No such luck. I kept talking, Charlotte kept answering—preoccupied and grumbly—and Jane inside the door caterwauled. While I smoked anxiously I fiddled with the flashlight, trying to get it brighter. Somehow I succeeded (the battery contacts hadn’t been tight enough until I unscrewed and screwed the cap three times?) and returned to the pile of junk. There she was, half-hidden by a length of wooden lattice, just her back and thrashing tail, no more than a foot and a half from me.

Murmuring soothingly, I reached around the lattice and got hold of her scruff. She was not happy to be hauled out of her hiding place, hugged, and wept over. Inside at last, she scratched my arm viciously until I let her down, then disappeared under the bed, grunting and cackling with fury.
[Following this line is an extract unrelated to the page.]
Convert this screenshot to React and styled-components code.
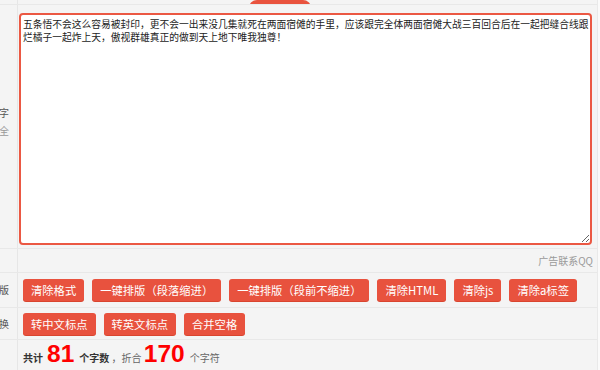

Eventually—after I’d called Roseburg, waking my brother-in-law with the news—around 1:00 AM, she emerged, hopped onto the bed, and allowed me to make friends again. Never have an extremely loud purr and a tummy snarled into mats and dreadlocks (I promised I wouldn’t attempt brushing her for a few days) been more comfort. She even stayed on the bed all night, something she never does, if not right at my side. That space was occupied by jealous Jane, who has mostly stopped yelling at me, thank merciful and compassionate God.

::goes to install hook-and-eye fastener to deck door::

Four of my seven lavenders.
Four of my seven lavenders. L-R, x. heterophylla; stoechas (so-called Spanish); dentata var. candicans (so-called French); x. ginginsii (Goodwin Creek Grey).